La veille du meurtre, le 19 septembre Taha O. avait été inscrit au fichier des personnes recherchées, parce qu'il ne respectait pas son obligation de pointer. 

Condamné il y a cinq ans pour viol, il avait été libéré de prison au mois de juin. Tout en reconnaissant sa dangerosité, le juge des libertés et de la détention (JLD) avait validé sa sortie. Il a pris cette décision par le fait que "l'intéressé n'a pas sollicité l'asile et ne s'est pas opposé à la mesure d'éloignement". La détention de Taha O. avait été prolongée à trois reprises, prolongations de la mesure de rétention.

Il y a une telle peur qui s’installe dans les centres de rétention. Ils sont à quatre dans les chambres. Il n’y a aucune loi.

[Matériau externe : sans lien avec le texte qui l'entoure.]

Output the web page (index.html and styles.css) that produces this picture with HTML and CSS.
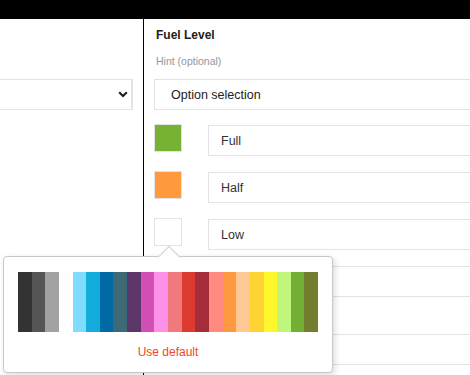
FILE: index.html
```html
<!DOCTYPE html>
<html>
<head>
<meta charset="utf-8">
<link rel="stylesheet" href="styles.css">
</head>
<body>
<div class="topbar"></div>
<div class="main">
  <div class="left">
    <div class="select">
      <svg class="chev" width="10" height="7" viewBox="0 0 10 7"><polyline points="1.2,1.3 5,5 8.8,1.3" fill="none" stroke="#1e1e28" stroke-width="2.2"/></svg>
    </div>
  </div>
  <div class="right">
    <div class="label">Fuel Level</div>
    <div class="hint">Hint (optional)</div>
    <div class="optsel">Option selection</div>
    <div class="rows">
      <div class="row"><div class="sw green"></div><div class="inp">Full</div></div>
      <div class="row"><div class="sw orange"></div><div class="inp">Half</div></div>
      <div class="row"><div class="sw"></div><div class="inp">Low</div></div>
      <div class="row"><div class="sw"></div><div class="inp"></div></div>
      <div class="row extra"><div class="sw"></div><div class="inp"></div></div>
    </div>
  </div>
</div>
<div class="popover">
  <div class="arrow"></div>
  <div class="strip">
    <span style="background:#333333"></span>
    <span style="background:#555555"></span>
    <span style="background:#a2a2a2"></span>
    <span style="background:#ffffff"></span>
    <span style="background:#80dcfc"></span>
    <span style="background:#13acdc"></span>
    <span style="background:#006aa4"></span>
    <span style="background:#3e6976"></span>
    <span style="background:#5c3669"></span>
    <span style="background:#d250b5"></span>
    <span style="background:#fd91ea"></span>
    <span style="background:#ef797d"></span>
    <span style="background:#dd3b30"></span>
    <span style="background:#a52d3b"></span>
    <span style="background:#fe8a80"></span>
    <span style="background:#fd9a3f"></span>
    <span style="background:#fec893"></span>
    <span style="background:#fed432"></span>
    <span style="background:#fdf72b"></span>
    <span style="background:#c0f67c"></span>
    <span style="background:#73ae37"></span>
    <span style="background:#747c2f"></span>
  </div>
  <div class="usedefault">Use default</div>
</div>
</body>
</html>
```
FILE: styles.css
```css
html, body {
  margin: 0;
  padding: 0;
  width: 470px;
  height: 375px;
  overflow: hidden;
  background: #fff;
  font-family: "Liberation Sans", Arial, sans-serif;
  color: #222;
}
.topbar {
  height: 19px;
  background: #000;
}
.main {
  display: flex;
  height: 356px;
  overflow: hidden;
}
.left {
  width: 133px;
  padding-right: 10px;
  border-right: 1px solid #000;
  flex-shrink: 0;
  padding-top: 60px;
}
.select {
  margin-left: -20px;
  height: 29px;
  border: 1px solid #e3e3e3;
  border-right-width: 2px;
  display: flex;
  align-items: center;
  justify-content: flex-end;
  padding-right: 3px;
}
.chev {
  display: block;
}
.right {
  padding-left: 10px;
  width: 400px;
  flex-shrink: 0;
}
.label {
  margin-top: 8px;
  padding-left: 2px;
  font-size: 12px;
  font-weight: bold;
  line-height: 16px;
  color: #222;
}
.hint {
  margin-top: 11px;
  padding-left: 2px;
  font-size: 10.5px;
  line-height: 14px;
  color: #969696;
}
.optsel {
  margin-top: 11px;
  height: 29px;
  border: 1px solid #e3e3e3;
  display: flex;
  align-items: center;
  padding-left: 16px;
  font-size: 12.5px;
  color: #222;
}
.rows {
  margin-top: 14px;
  display: flex;
  flex-direction: column;
  gap: 15px;
}
.row {
  display: flex;
  align-items: flex-start;
  gap: 26px;
}
.row.extra {
  margin-top: 21px;
}
.sw {
  width: 26px;
  height: 26px;
  border: 1px solid #e3e3e3;
  flex-shrink: 0;
}
.sw.green { background: #77b235; }
.sw.orange { background: #fe993e; }
.inp {
  margin-top: 1px;
  flex: 1;
  height: 29px;
  border: 1px solid #e3e3e3;
  display: flex;
  align-items: center;
  padding-left: 12px;
  font-size: 12.5px;
  color: #333;
}
.popover {
  position: absolute;
  left: 3px;
  top: 256px;
  width: 330px;
  height: 117px;
  border: 1px solid #c8c8c8;
  border-radius: 4px;
  background: #fff;
  box-shadow: 2px 2px 6px rgba(0, 0, 0, 0.14);
  padding: 15px 14px 0 14px;
  box-sizing: border-box;
}
.arrow {
  position: absolute;
  left: 157px;
  top: -8.5px;
  width: 15px;
  height: 15px;
  background: #fff;
  border-top: 1px solid #d0d0d0;
  border-left: 1px solid #d0d0d0;
  transform: rotate(45deg);
}
.strip {
  display: flex;
  height: 60px;
  width: 300px;
}
.strip span {
  flex: 1;
}
.usedefault {
  margin-top: 12px;
  text-align: center;
  font-size: 12px;
  line-height: 16px;
  color: #f0462a;
}
```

Dominique Simonnot, contrôleuse générale des lieux de privation de liberté

 

Depuis quelques années, dans les centres de rétention, la population a changé. "Les centres sont devenus trop "carcéral". C’est la loi du plus fort, celle des caïds. Les policiers sont juste là pour maintenir l’ordre", dit la contrôleuse générale des lieux de privation de liberté, Dominique Simonnot.

Dans un rapport, Dominique Simonot dresse un état des lieux alarmant des conditions des personnes enfermées. "Il y a une telle peur qui s’installe dans les centres de rétention. Ils sont à quatre dans les chambres. Il n’y a aucune loi. Ils sont là le temps strictement nécessaire pour l’expulsion. Au-delà de 60 ou 90 jours, on n’arrive plus à les expulser. Ils font des allers-retours entre la prison et le centre de rétention. Ils font ce que les surveillants appellent des "portes tournantes"", explique-t-elle. En France, en 2023, 16.000 étrangers en situation  irrégulière étaient détenus dans les centres de rétention. 

Le ressortissant marocain a été arrêté dans le canton de Genève, en Suisse. Les autorités judiciaires françaises ont désormais 18 jours pour déposer une demande d'extradition. L'information judiciaire porte notamment sur les infractions de "meurtre précédé, accompagné ou suivi d'un autre crime, viol, vol et escroquerie". Le tout en état de récidive légale. 
En France, le taux d'exécution des mesures d'éloignement (OQTF) tourne autour de 7% contre près de 30% au niveau de l'UE. Il est le plus bas de l'Union européenne.